In my haste last weekend, i racked a lovely IPA and dry hopped it, without measuring the SG first.

The next day when i saw a new layer of krausen on the beer, i took a sample and it read 1.025, so it must have got stuck.

It's now fermented out, but due to moving it will have to wait 3 - 4 weeks before i can attend to it. What i'm worried about is it sitting on the trub of the second fermentation for that long, so i'm thinking about racking it again.
But i'll lose a lot of the yeast in doing so, so do you think that it will have enough yeast left in 3 weeks to carbonate the bottles? (i'm not hardcore enough to keg an IPA)
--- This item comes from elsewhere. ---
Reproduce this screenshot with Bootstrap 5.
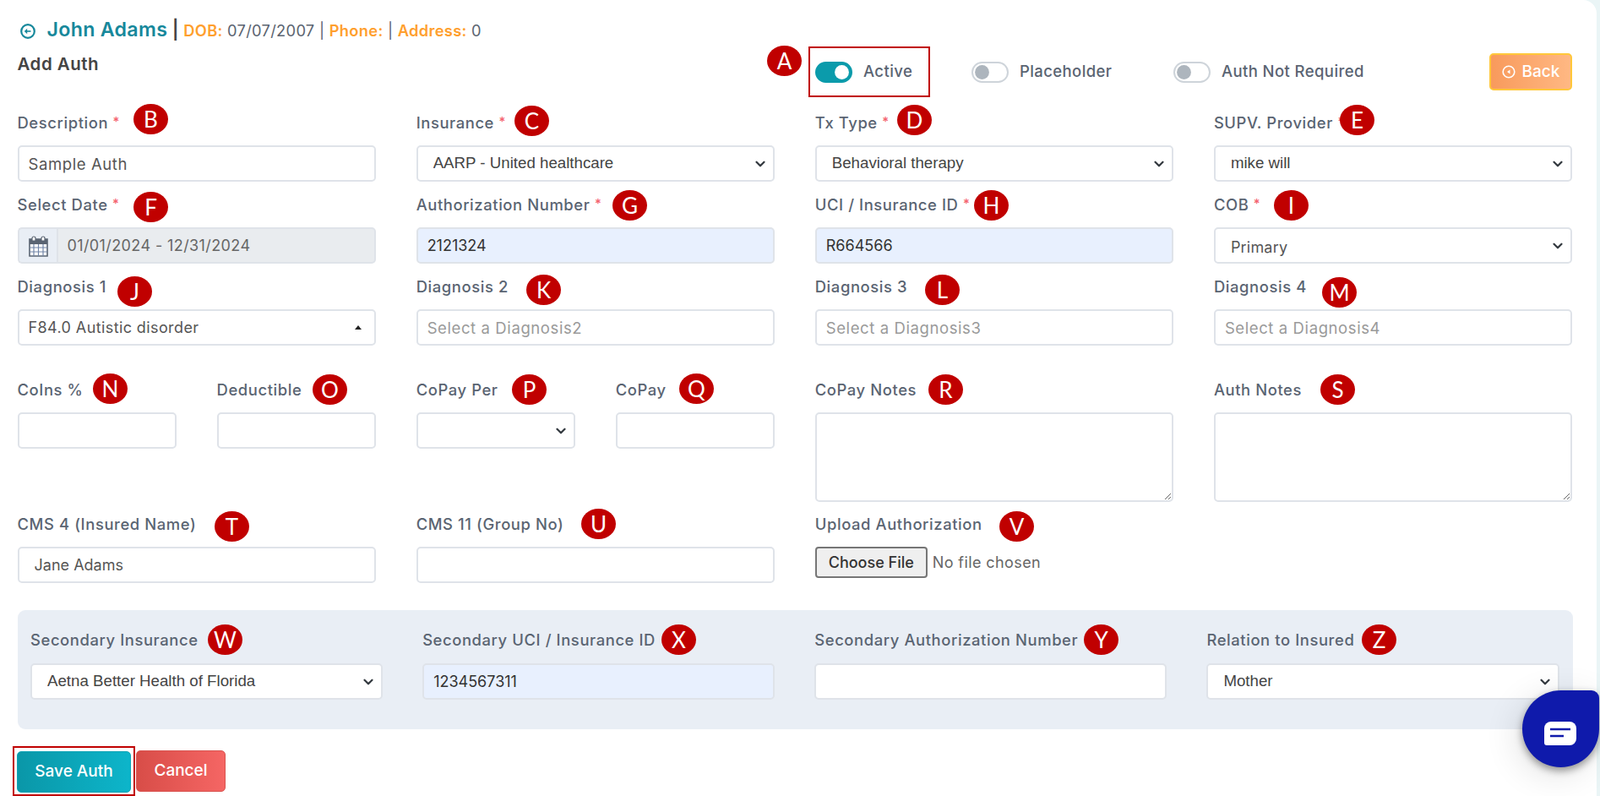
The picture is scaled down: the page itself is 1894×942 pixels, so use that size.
<!DOCTYPE html>
<html lang="en">
<head>
<meta charset="utf-8">
<title>Add Auth</title>
<link href="https://cdn.jsdelivr.net/npm/bootstrap@5.3.0/dist/css/bootstrap.min.css" rel="stylesheet">
<style>
html,body{height:100%;overflow:hidden}
body{background:#eaf5f6;font-family:Inter,"Liberation Sans",sans-serif;color:#555}
.sheet{position:relative;background:#fff;width:1890px;height:942px;border-top-right-radius:16px;padding:20px 29px 0 20.5px}
.pt-head{height:30px;line-height:30px;font-size:18.3px;letter-spacing:.3px;color:#5b6470;white-space:nowrap}
.pt-head svg{width:18px;height:18px;margin:0 14px 0 3px;vertical-align:-3px}
.pt-name{color:#17889b;font-size:23.2px;font-weight:600;letter-spacing:.3px}
.pt-sep{color:#444;font-size:22px;font-weight:600}
.pt-key{color:#ff9f2e;font-weight:600}
.top-bar{height:60px;margin:5px 0 18px 0}
.auth-title{width:936.5px;align-self:flex-start;font-size:20.5px;letter-spacing:.5px;font-weight:600;color:#444;line-height:24px;margin-top:9px}
.sw-box{width:144px;height:60px;border:2px solid #c00000;padding-left:6px;margin-right:49px}
.sw-plain{width:239px}
.sw-last{flex:1}
.form-switch.sw-item{padding:0;margin:0;min-height:0}
.form-switch .sw-input{width:44px;height:25px;margin:0 13px 0 0;float:none;border:2px solid #ced4da;--bs-form-switch-bg:url("data:image/svg+xml,%3csvg xmlns='http://www.w3.org/2000/svg' viewBox='-4 -4 8 8'%3e%3ccircle r='3.2' fill='%23adb5bd'/%3e%3c/svg%3e")}
.form-switch .sw-input:checked{background-color:#0b9bab;border-color:#0b9bab;--bs-form-switch-bg:url("data:image/svg+xml,%3csvg xmlns='http://www.w3.org/2000/svg' viewBox='-4 -4 8 8'%3e%3ccircle r='3.2' fill='%23fff'/%3e%3c/svg%3e")}
.sw-text{font-size:18.5px;letter-spacing:.4px;font-weight:500;color:#5a6472}
.btn-back{width:98px;height:44px;background:linear-gradient(90deg,#f89a5c,#ffb883);border:2px solid #ffc73a;border-radius:5px;color:#fff;font-size:19px;font-weight:500;padding:0;display:flex;align-items:center;justify-content:center;gap:8px}
.btn-back svg{width:16px;height:16px}
.fld-row{--bs-gutter-x:48px;--bs-gutter-y:0}
.fld-label{display:block;height:24px;line-height:24px;margin-bottom:15px;font-size:18.4px;letter-spacing:.6px;font-weight:500;color:#5a6472;white-space:nowrap}
.req{color:#f4606c;font-size:15px;position:relative;top:-3px}
.fld-input,.fld-select{height:43px;border:2px solid #dfe3e9;border-radius:5px;font-size:18.5px;letter-spacing:.6px;color:#555;box-shadow:none}
.fld-input{padding:0 11px}
.fld-input::placeholder{color:#9a9a9a}
.fld-plain{font-size:18px;letter-spacing:0;padding-left:13px}
.form-select.fld-select{padding:0 30px 0 18px;font-family:"Liberation Sans",sans-serif;font-size:18.7px;letter-spacing:0;color:#444;background-position:right 7px center;background-size:16px 12px;background-image:url("data:image/svg+xml,%3csvg xmlns='http://www.w3.org/2000/svg' viewBox='0 0 16 16'%3e%3cpath fill='none' stroke='%23343a40' stroke-linecap='round' stroke-linejoin='round' stroke-width='3' d='m2 5 6 6 6-6'/%3e%3c/svg%3e")}
.form-select.fld-select.sel-alt{font-family:Inter,sans-serif;font-size:18px;letter-spacing:.2px;color:#555;padding-top:3px}
.fld-auto{background:#e8f0fe;color:#333;font-size:18px;letter-spacing:0}
.fld-gap{margin-bottom:15px}
.fld-gap-lg{margin-bottom:40px}
.dropish{display:flex;align-items:center;justify-content:space-between;padding:0 15px 0 11px;font-size:18px;letter-spacing:.4px}
.dropish i{border:4px solid transparent;border-top:0;border-bottom:5px solid #222}
.date-add{width:47px;height:43px;background:#e9eef5;border:2px solid #dfe3e9;border-right:0;border-radius:5px 0 0 5px;display:flex;align-items:center;justify-content:center;padding:0}
.date-add svg{width:25px;height:26px}
.date-field{background:#e9ecef!important;border-radius:0 5px 5px 0!important;color:#666;padding-left:11px;font-size:18px;letter-spacing:.4px}
.fld-area{height:106px;display:block;border:2px solid #dfe3e9;border-radius:5px;margin-bottom:14px;box-shadow:none}
.fld-file{font-family:Inter,sans-serif;font-size:18px;letter-spacing:.4px;color:#666;width:100%;height:37px}
.fld-file::file-selector-button{height:37px;width:133px;margin-right:6px;padding:0;background:#efefef;border:2px solid #767676;border-radius:4px;color:#333;font:500 18px Inter,sans-serif}
.sec-panel{background:#e9eef5;border-radius:9px;margin:32px -.5px 0 .5px;padding:23px 16px 35px 15px;height:141px}
.sec-row{--bs-gutter-x:47px;--bs-gutter-y:0}
.sec-panel .fld-label{margin-bottom:16px}
.foot-bar{margin:20px 0 0 -5.5px}
.save-box{border:2px solid #c00000;padding:4px 3px;height:59px;width:145px;margin-right:1px}
.btn-save,.btn-off{height:49px;border-radius:5px;color:#fff;font-size:19px;font-weight:500;padding:0}
.btn-save{width:135px;background:linear-gradient(90deg,#0a97a8,#0db5ca);border:1px solid #0da3b5}
.btn-off{width:106px;background:linear-gradient(90deg,#d84d48,#f56664);border:1px solid #d9534f}
.btn-save:hover,.btn-off:hover{color:#fff}
.chat-bub{position:absolute;left:1802px;top:817px;width:91px;height:91px;background:#0f1aab;border-radius:50% 9px 50% 50%;box-shadow:0 4px 10px rgba(0,0,0,.4),-6px 8px 40px rgba(0,0,0,.12);display:flex;align-items:center;justify-content:center}
.chat-bub svg{width:38px;height:28px;margin:10px 0 0 -2px}
.anno{position:absolute;width:41px;height:36px;border-radius:50%;background:#c00000;color:#fff;font-family:Lato,"Liberation Sans",sans-serif;font-size:26px;line-height:36px;text-align:center;margin:-18px 0 0 -20px}
.an-a{left:928px;top:72px}.an-b{left:178px;top:141px}.an-c{left:629px;top:143px}.an-d{left:1082px;top:142px}.an-e{left:1606px;top:142px}
.an-f{left:178px;top:245px}.an-g{left:745px;top:243px}.an-h{left:1173px;top:243px}.an-i{left:1528px;top:243px}
.an-j{left:159px;top:345px}.an-k{left:643px;top:343px}.an-l{left:1115px;top:343px}.an-m{left:1585px;top:346px}
.an-n{left:130px;top:460px}.an-o{left:390px;top:461px}.an-p{left:626px;top:461px}.an-q{left:824px;top:460px}.an-r{left:1119px;top:461px}.an-s{left:1583px;top:461px}
.an-t{left:274px;top:623px}.an-u{left:708px;top:620px}.an-v{left:1203px;top:623px}
.an-w{left:266px;top:757px}.an-x{left:803px;top:757px}.an-y{left:1303px;top:757px}.an-z{left:1632px;top:757px}
</style>
</head>
<body>
<main class="sheet">
  <div class="pt-head">
    <svg viewBox="0 0 18 18" fill="none" stroke="#17889b" stroke-width="2.2"><circle cx="9" cy="9" r="7.8"/><path d="M12.500 9H7" stroke-width="1.6"/><path d="M8.200 5.800 4.800 9l3.400 3.200z" fill="#17889b" stroke="none"/></svg><span class="pt-name">John Adams</span> <span class="pt-sep">|</span> <span class="pt-key">DOB:</span> 07/07/2007 | <span class="pt-key">Phone:</span> | <span class="pt-key">Address:</span> 0
  </div>

  <div class="top-bar d-flex align-items-center">
    <div class="auth-title">Add Auth</div>
    <div class="sw-box d-flex align-items-center">
      <div class="form-check form-switch sw-item d-flex align-items-center"><input class="form-check-input sw-input" type="checkbox" checked aria-label="Active"><span class="sw-text">Active</span></div>
    </div>
    <div class="sw-plain">
      <div class="form-check form-switch sw-item d-flex align-items-center"><input class="form-check-input sw-input" type="checkbox" aria-label="Placeholder"><span class="sw-text">Placeholder</span></div>
    </div>
    <div class="sw-last">
      <div class="form-check form-switch sw-item d-flex align-items-center"><input class="form-check-input sw-input" type="checkbox" aria-label="Auth Not Required"><span class="sw-text">Auth Not Required</span></div>
    </div>
    <button class="btn btn-back" type="button"><svg viewBox="0 0 16 16" fill="none" stroke="#fff" stroke-width="1.6"><circle cx="8" cy="8" r="6.800"/><path d="M9.500 5.500 6 8l3.500 2.500z" fill="#fff" stroke="none"/></svg>Back</button>
  </div>

  <div class="row fld-row">
    <div class="col-3 fld-gap"><label class="fld-label">Description <span class="req">*</span></label><input class="form-control fld-input" value="Sample Auth"></div>
    <div class="col-3 fld-gap"><label class="fld-label">Insurance <span class="req">*</span></label><select class="form-select fld-select"><option>AARP - United healthcare</option></select></div>
    <div class="col-3 fld-gap"><label class="fld-label">Tx Type <span class="req">*</span></label><select class="form-select fld-select"><option>Behavioral therapy</option></select></div>
    <div class="col-3 fld-gap"><label class="fld-label">SUPV. Provider <span class="req">*</span></label><select class="form-select fld-select"><option>mike will</option></select></div>

    <div class="col-3 fld-gap"><label class="fld-label">Select Date <span class="req">*</span></label>
      <div class="input-group">
        <span class="input-group-text date-add"><svg viewBox="0 0 25 26"><path d="M2 5h21v20H2z" fill="#fff" stroke="#5a6472" stroke-width="1.600"/><path d="M2 5h21v6H2z" fill="#5a6472"/><path d="M7 2a2 2 0 0 1 2 2v3H5V4a2 2 0 0 1 2-2zM18 2a2 2 0 0 1 2 2v3h-4V4a2 2 0 0 1 2-2z" fill="#fff" stroke="#5a6472" stroke-width="1.200"/><path d="M2 15h21M2 20h21M7 11v14M12.500 11v14M18 11v14" stroke="#7286a8" stroke-width="1.200" fill="none"/></svg></span>
        <input class="form-control fld-input date-field" value="01/01/2024 - 12/31/2024" disabled>
      </div>
    </div>
    <div class="col-3 fld-gap"><label class="fld-label">Authorization Number <span class="req">*</span></label><input class="form-control fld-input fld-auto" value="2121324"></div>
    <div class="col-3 fld-gap"><label class="fld-label">UCI / Insurance ID <span class="req">*</span></label><input class="form-control fld-input fld-auto" value="R664566"></div>
    <div class="col-3 fld-gap"><label class="fld-label">COB <span class="req">*</span></label><select class="form-select fld-select sel-alt"><option>Primary</option></select></div>

    <div class="col-3 fld-gap-lg"><label class="fld-label">Diagnosis 1</label><div class="form-control fld-input dropish"><span>F84.0 Autistic disorder</span><i></i></div></div>
    <div class="col-3 fld-gap-lg"><label class="fld-label">Diagnosis 2</label><input class="form-control fld-input" placeholder="Select a Diagnosis2"></div>
    <div class="col-3 fld-gap-lg"><label class="fld-label">Diagnosis 3</label><input class="form-control fld-input" placeholder="Select a Diagnosis3"></div>
    <div class="col-3 fld-gap-lg"><label class="fld-label">Diagnosis 4</label><input class="form-control fld-input" placeholder="Select a Diagnosis4"></div>

    <div class="col-3"><div class="row fld-row">
      <div class="col-6"><label class="fld-label">CoIns %</label><input class="form-control fld-input" aria-label="CoIns %"></div>
      <div class="col-6"><label class="fld-label">Deductible</label><input class="form-control fld-input" aria-label="Deductible"></div>
    </div></div>
    <div class="col-3"><div class="row fld-row">
      <div class="col-6"><label class="fld-label">CoPay Per</label><select class="form-select fld-select" aria-label="CoPay Per"><option></option></select></div>
      <div class="col-6"><label class="fld-label">CoPay</label><input class="form-control fld-input" aria-label="CoPay"></div>
    </div></div>
    <div class="col-3"><label class="fld-label">CoPay Notes</label><textarea class="form-control fld-area" aria-label="CoPay Notes"></textarea></div>
    <div class="col-3"><label class="fld-label">Auth Notes</label><textarea class="form-control fld-area" aria-label="Auth Notes"></textarea></div>

    <div class="col-3"><label class="fld-label">CMS 4 (Insured Name)</label><input class="form-control fld-input fld-plain" value=" Jane Adams"></div>
    <div class="col-3"><label class="fld-label">CMS 11 (Group No)</label><input class="form-control fld-input" aria-label="CMS 11"></div>
    <div class="col-3"><label class="fld-label">Upload Authorization</label><input class="fld-file" type="file" aria-label="Upload Authorization"></div>
  </div>

  <section class="sec-panel">
    <div class="row sec-row">
      <div class="col-3"><label class="fld-label">Secondary Insurance</label><select class="form-select fld-select"><option>Aetna Better Health of Florida</option></select></div>
      <div class="col-3"><label class="fld-label">Secondary UCI / Insurance ID</label><input class="form-control fld-input fld-auto" value="1234567311"></div>
      <div class="col-3"><label class="fld-label">Secondary Authorization Number</label><input class="form-control fld-input" aria-label="Secondary Authorization Number"></div>
      <div class="col-3"><label class="fld-label">Relation to Insured</label><select class="form-select fld-select"><option>Mother</option></select></div>
    </div>
  </section>

  <div class="foot-bar d-flex align-items-center">
    <div class="save-box"><button class="btn btn-save" type="button">Save Auth</button></div>
    <button class="btn btn-off" type="button">Cancel</button>
  </div>

  <div class="anno an-a">A</div><div class="anno an-b">B</div><div class="anno an-c">C</div><div class="anno an-d">D</div><div class="anno an-e">E</div>
  <div class="anno an-f">F</div><div class="anno an-g">G</div><div class="anno an-h">H</div><div class="anno an-i">I</div>
  <div class="anno an-j">J</div><div class="anno an-k">K</div><div class="anno an-l">L</div><div class="anno an-m">M</div>
  <div class="anno an-n">N</div><div class="anno an-o">O</div><div class="anno an-p">P</div><div class="anno an-q">Q</div><div class="anno an-r">R</div><div class="anno an-s">S</div>
  <div class="anno an-t">T</div><div class="anno an-u">U</div><div class="anno an-v">V</div>
  <div class="anno an-w">W</div><div class="anno an-x">X</div><div class="anno an-y">Y</div><div class="anno an-z">Z</div>

  <div class="chat-bub"><svg viewBox="0 0 38 28"><path d="M8 0h22a8 8 0 0 1 8 8v12a8 8 0 0 1-8 8H3a3 3 0 0 1-3-3V8a8 8 0 0 1 8-8z" fill="#fff"/><path d="M7 9h24M7 17h16" stroke="#0f1aab" stroke-width="2.500" fill="none"/></svg></div>
</main>
<script src="https://cdn.jsdelivr.net/npm/bootstrap@5.3.0/dist/js/bootstrap.bundle.min.js"></script>
</body>
</html>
I also have a mid-strength beer that's sitting at 1.010 but it's still got 2" of krausen on it. Strange.
 
John
There will be enough yeast I beleive. I have racked a lager to CC from Secondary and left to CC for 6 weeks. There was still plenty of yeast. It carbonated fine after a bulk prime.
In your situation you will probably have to worry more about temp than anything else.

cheers
 
and be careful when moving the fermenters etc (if full) , you don't want to much (or none) splashing as it might oxidise and start tasting like wet cardboard (done that more then once :ph34r: )
 
Don't worry about kegging the IPA, John - I'll help you drink it..... ;)

- Snow
 
B) Hey, I'm here to help as well. Just say the word :chug: :chug:
 
The head space in the fermentor should be sufficiently full of CO2 to mean that oxidation won't be a problem, although in lifting the fermentor you will more than likely introduce O2, and create yourself a little problem. :(

Chatty
 
Snow said:
Don't worry about kegging the IPA, John - I'll help you drink it..... ;)

- Snow
I'm sure you will :)
I think living 200m from another brewer may end up being bad for my liver :)
 
go to bunnings and buy a 20l water jerry can for $16, fill it, then put it in a fridge somewhere....
 
So I am about to move, well in 1 month and I will have a few brews in cubes, how do they handle the car trip? It's not a big trip but is there any tips to prevent oxidation?
 
Last time I moved I planned it so everything was in kegs. They handled the trip fine.

Beers,
Doc
 
Doc said:
Last time I moved I planned it so everything was in kegs. They handled the trip fine.

Beers,
Doc
[post="63134"][/post]​


yeah this is what I was thinking, my only problem is the move is only a maybe and if I stop brewing now, fill the kegs up and we don't move for 6-8 weeks then I am 2 months without beer... haha
 
Doc said:
Last time I moved I planned it so everything was in kegs. They handled the trip fine.

Beers,
Doc
[post="63134"][/post]​


When I moved recently , from Dampier in the Pilbara to Qld. it was a 7000km trip up and over the top.
I had a large esky in the dingy on tow , in that fresh block ice each day and all my yeast starters and hops :p

Looks as if they made it Ok , perhaps the hops may not be as fresh as they once where.

Once I put my stirrer together I will know how the starters travelled.